In a letter to members Oct. 4, Dean Oskvig, chair of the Board’s Reliability Committee, pledged the RTO would continue efforts to improve transparency.
“PJM does not have the authority or expertise to assume responsibility for asset management decisions or to determine when a facility is at the end of its useful life or otherwise needs to be replaced. Those decisions are the sole responsibility of the Transmission Owner,” Oskvig said. He added, however, that in developing the RTEP, “in some circumstances, PJM may be in the best position to determine the more cost-effective regional solution to replace a retired facility.”
No Rush?
Exelon’s Taylor also pushed back on Tatum’s urgency.
“It is not the time to rush. Let’s get this right,” he said. “There [are] so many interlocking pieces.”

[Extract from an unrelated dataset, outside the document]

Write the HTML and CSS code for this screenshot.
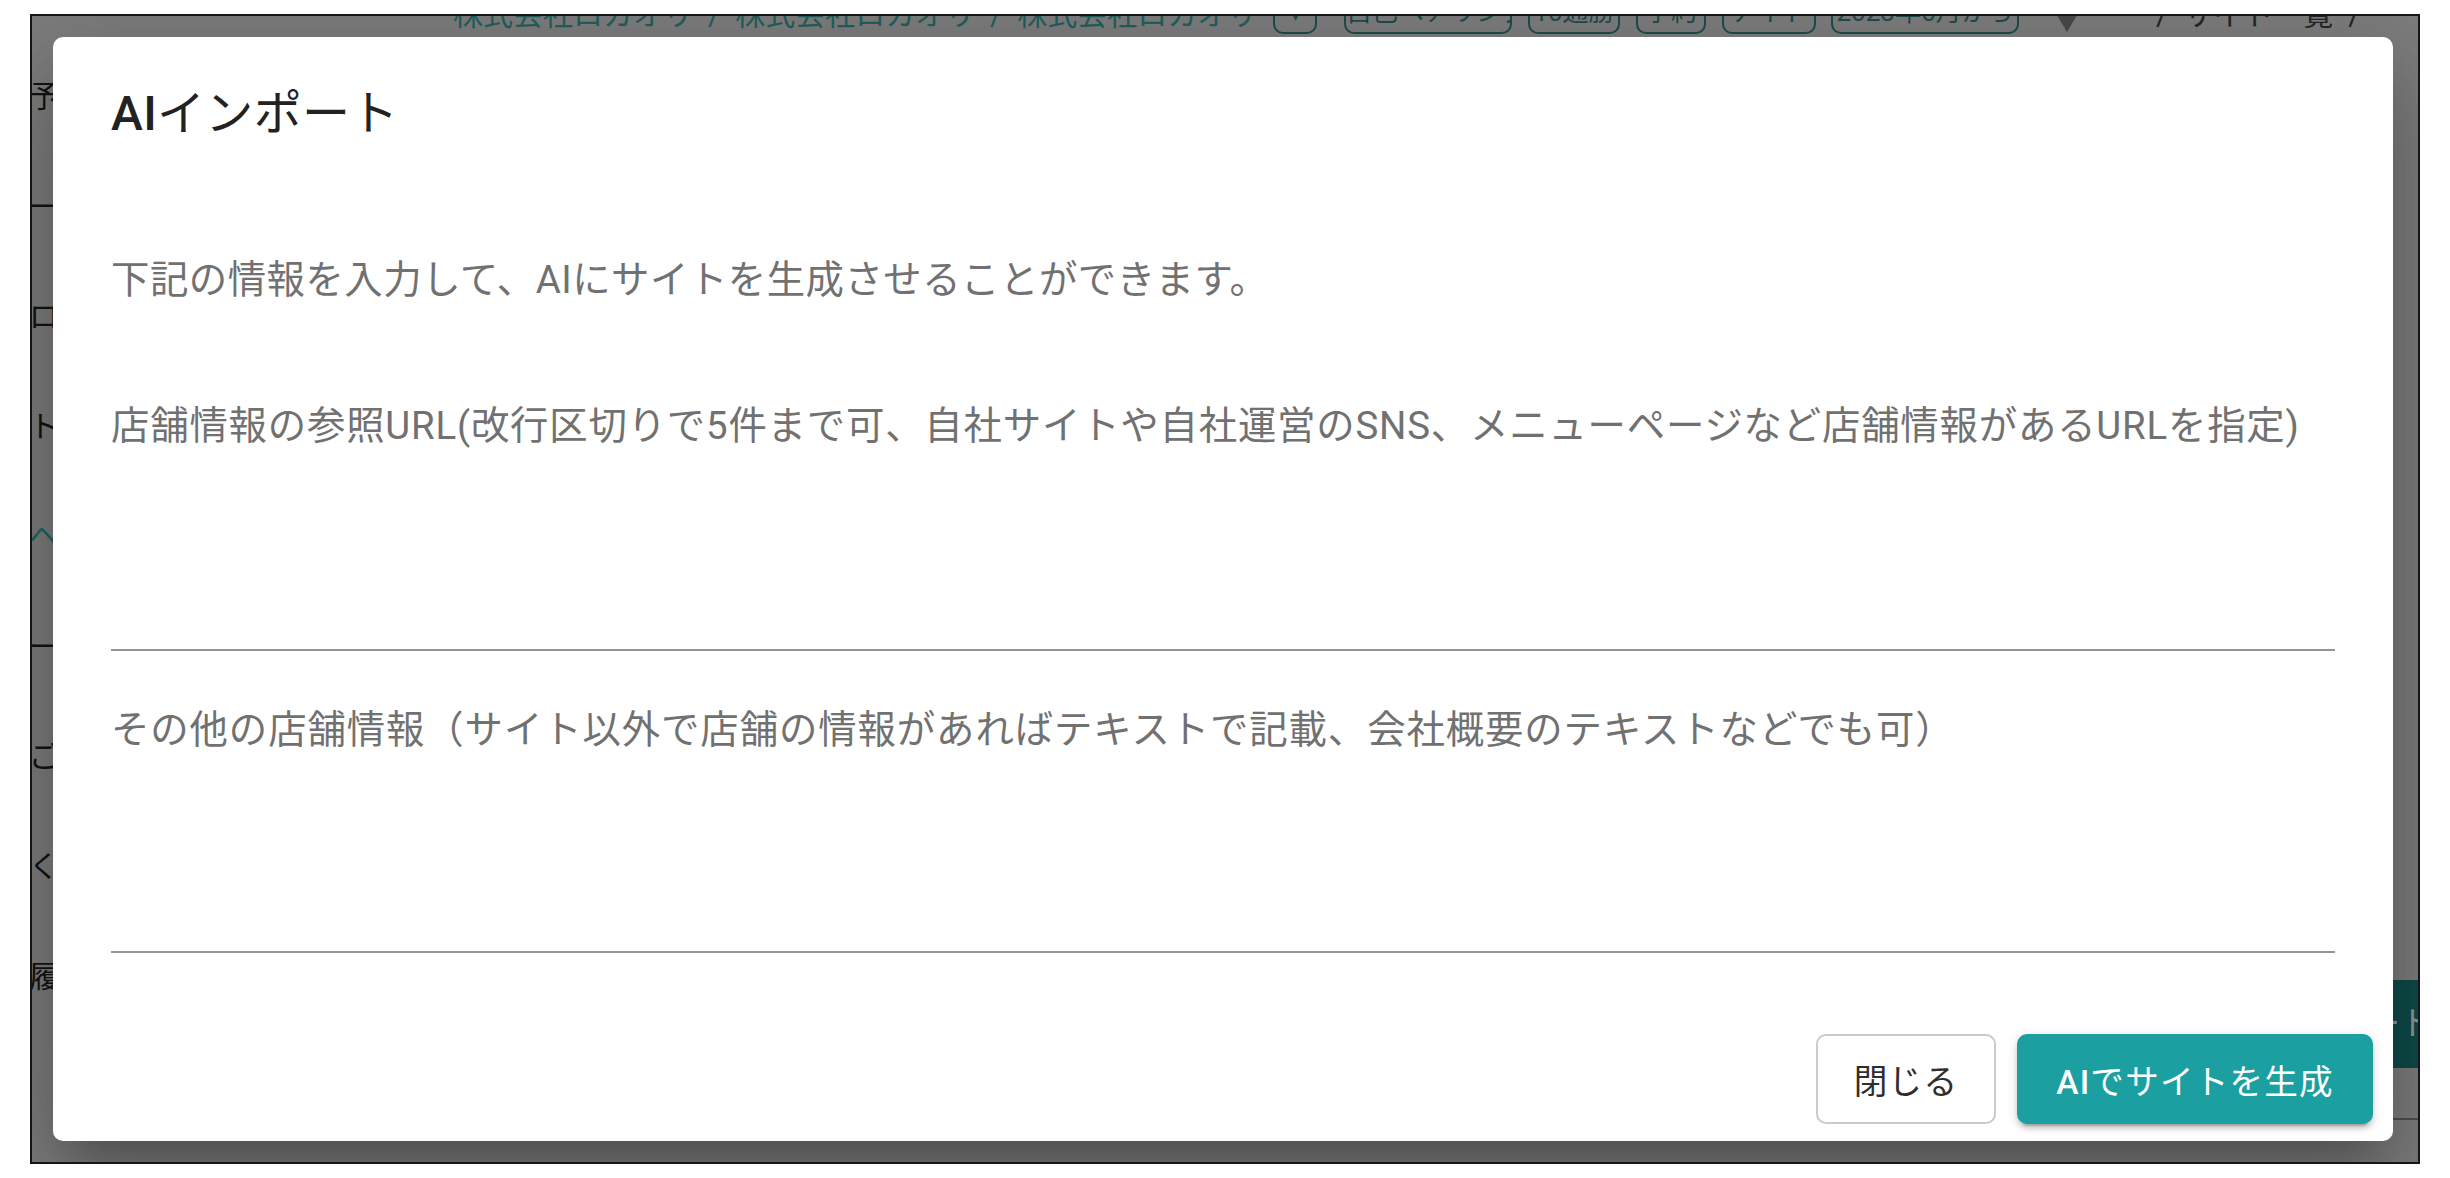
FILE: index.html
```html
<!DOCTYPE html>
<html lang="ja">
<head>
<meta charset="utf-8">
<title>AIインポート</title>
<link rel="stylesheet" href="styles.css">
</head>
<body>
<div class="frame">
  <div class="app">
    <nav class="sidebar">
      <div class="side-item">予約管理</div>
      <div class="side-item">一覧</div>
      <div class="side-item">ロゴ</div>
      <div class="side-item">ト</div>
      <div class="side-item active">ヘ</div>
      <div class="side-item">ー</div>
      <div class="side-item">ご</div>
      <div class="side-item">く</div>
      <div class="side-item">履歴</div>
    </nav>
    <main class="main">
      <div class="topbar">
        <span class="crumb">株式会社ロカオリ&nbsp; / &nbsp;株式会社ロカオリ&nbsp; / &nbsp;株式会社ロカオリ</span>
        <span class="chip c1">▾</span>
        <span class="chip c2">自己ペアリング</span>
        <span class="chip c3">10通勝</span>
        <span class="chip c4">予約</span>
        <span class="chip c5">ナイト</span>
        <span class="chip c6">2023年6月から</span>
        <span class="tri"></span>
        <span class="crumb2">/&nbsp; サイト一覧&nbsp; /</span>
      </div>
      <div class="action-row">
        <span class="bg-btn"><span class="latin">AI</span>インポート</span>
      </div>
      <div class="divider"></div>
    </main>
  </div>

  <div class="dialog" role="dialog">
    <h2 class="d-title"><span class="latin">AI</span>インポート</h2>
    <div class="d-body">
      <p class="desc">下記の情報を入力して、AIにサイトを生成させることができます。</p>
      <div class="field f1">
        <label class="f-label">店舗情報の参照URL(改行区切りで5件まで可、自社サイトや自社運営のSNS、メニューページなど店舗情報があるURLを指定)</label>
        <div class="f-area"></div>
      </div>
      <div class="field f2">
        <label class="f-label">その他の店舗情報（サイト以外で店舗の情報があればテキストで記載、会社概要のテキストなどでも可）</label>
        <div class="f-area"></div>
      </div>
    </div>
    <div class="d-actions">
      <button class="btn btn-close">閉じる</button>
      <button class="btn btn-primary"><span class="latin">AI</span>でサイトを生成</button>
    </div>
  </div>
</div>
</body>
</html>
```

FILE: styles.css
```css
* { box-sizing: border-box; }

html, body {
  margin: 0;
  padding: 0;
  background: #ffffff;
}

body {
  font-family: Roboto, "Noto Sans CJK JP", sans-serif;
}

.frame {
  position: relative;
  margin: 14px 0 0 30px;
  width: 2390px;
  height: 1150px;
  border: 2px solid #161616;
  background: #7d7d7d;
  overflow: hidden;
}

/* ---------- dimmed app behind the dialog ---------- */
.app {
  display: flex;
  height: 100%;
}

.sidebar {
  flex: 0 0 260px;
  display: flex;
  flex-direction: column;
  padding-top: 26px;
}

.side-item {
  height: 110px;
  line-height: 110px;
  margin-left: -3px;
  font-size: 30px;
  color: #141414;
  white-space: nowrap;
}

.side-item.active {
  color: #1d6764;
}

.main {
  flex: 1;
  display: flex;
  flex-direction: column;
  min-width: 0;
}

.topbar {
  display: flex;
  align-items: center;
  height: 44px;
  margin-top: -26px;
  padding-left: 161px;
  font-size: 30px;
  white-space: nowrap;
}

.crumb {
  width: 797px;
  overflow: hidden;
  color: #22605c;
}

.chip {
  height: 44px;
  line-height: 40px;
  border: 2px solid #1f4c49;
  border-radius: 10px;
  color: #1f4c49;
  text-align: center;
  overflow: hidden;
  font-size: 26px;
  margin-left: 16px;
}

.c1 { width: 44px; margin-left: 23px; }
.c2 { width: 168px; margin-left: 27px; }
.c3 { width: 92px; }
.c4 { width: 70px; }
.c5 { width: 94px; }
.c6 { width: 188px; margin-left: 15px; }

.tri {
  align-self: flex-start;
  margin-top: 12px;
  margin-left: 30px;
  width: 0;
  height: 0;
  border-left: 18px solid transparent;
  border-right: 18px solid transparent;
  border-top: 30px solid #4a4a4a;
}

.crumb2 {
  margin-left: 71px;
  color: #262626;
}

.action-row {
  display: flex;
  justify-content: flex-end;
  margin-top: 946px;
  margin-right: -53px;
}

.bg-btn {
  height: 88px;
  line-height: 88px;
  padding: 0 38px;
  background: #0e4b49;
  color: #8d9a99;
  font-size: 33px;
  border-radius: 10px 0 0 10px;
  white-space: nowrap;
}

.divider {
  margin-top: 50px;
  height: 2px;
  background: #4f4f4f;
}

/* ---------- dialog ---------- */
.dialog {
  position: absolute;
  left: 21px;
  top: 21px;
  width: 2340px;
  height: 1104px;
  display: flex;
  flex-direction: column;
  background: #ffffff;
  border-radius: 10px;
  box-shadow:
    0 26px 36px -17px rgba(0, 0, 0, 0.2),
    0 58px 91px 7px rgba(0, 0, 0, 0.14),
    0 22px 110px 19px rgba(0, 0, 0, 0.12);
}

.latin {
  font-weight: 500;
}

.d-title {
  margin: 0;
  padding: 38px 58px 0;
  font-size: 48px;
  line-height: 77px;
  font-weight: 400;
  color: #222222;
  letter-spacing: 0.3px;
}

.d-body {
  padding: 0 58px;
  color: #717171;
  font-size: 38.4px;
  letter-spacing: 0.8px;
}

.desc {
  margin: 99px 0 0;
  line-height: 58px;
  letter-spacing: 0.5px;
}

.field {
  display: flex;
  flex-direction: column;
}

.f1 { margin-top: 88px; }
.f2 { margin-top: 50px; }

.f-label {
  display: block;
  line-height: 58px;
  white-space: nowrap;
}

.f2 .f-label { letter-spacing: 0.9px; }

.f-area {
  border-bottom: 2px solid #959595;
}

.f1 .f-area { height: 196px; }
.f2 .f-area { height: 194px; }

.d-actions {
  margin-top: auto;
  display: flex;
  justify-content: flex-end;
  gap: 21px;
  padding: 0 20px 17px;
}

.btn {
  height: 90px;
  border-radius: 10px;
  font-family: Roboto, "Noto Sans CJK JP", sans-serif;
  font-size: 33.6px;
  letter-spacing: 1.2px;
  cursor: pointer;
  padding: 0;
}

.btn-close {
  width: 180px;
  background: #ffffff;
  border: 2px solid #cacaca;
  color: #2e2e2e;
}

.btn-primary {
  width: 356px;
  background: #1b9fa1;
  border: none;
  color: #ffffff;
  box-shadow:
    0 7px 2px -5px rgba(0, 0, 0, 0.2),
    0 5px 5px 0 rgba(0, 0, 0, 0.14),
    0 2px 12px 0 rgba(0, 0, 0, 0.12);
}
```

“We’re still anxiously waiting to hear from your organization as to what [Exelon’s proposal] would look like,” responded Tatum. “And so far, we’ve heard nothing. Part of the stakeholder process is to engage and to try to be part of a consensus solution.”
Taylor said the pandemic was occupying the minds of “a lot of folks who make these decisions for us.”
The project’s work plan is to target a vote on proposed packages at the May 28 MRC meeting, following a first read on April 30.
The MRC is scheduled to return to the issue in a special meeting April 17, but PJM staff said it may seek an earlier meeting date.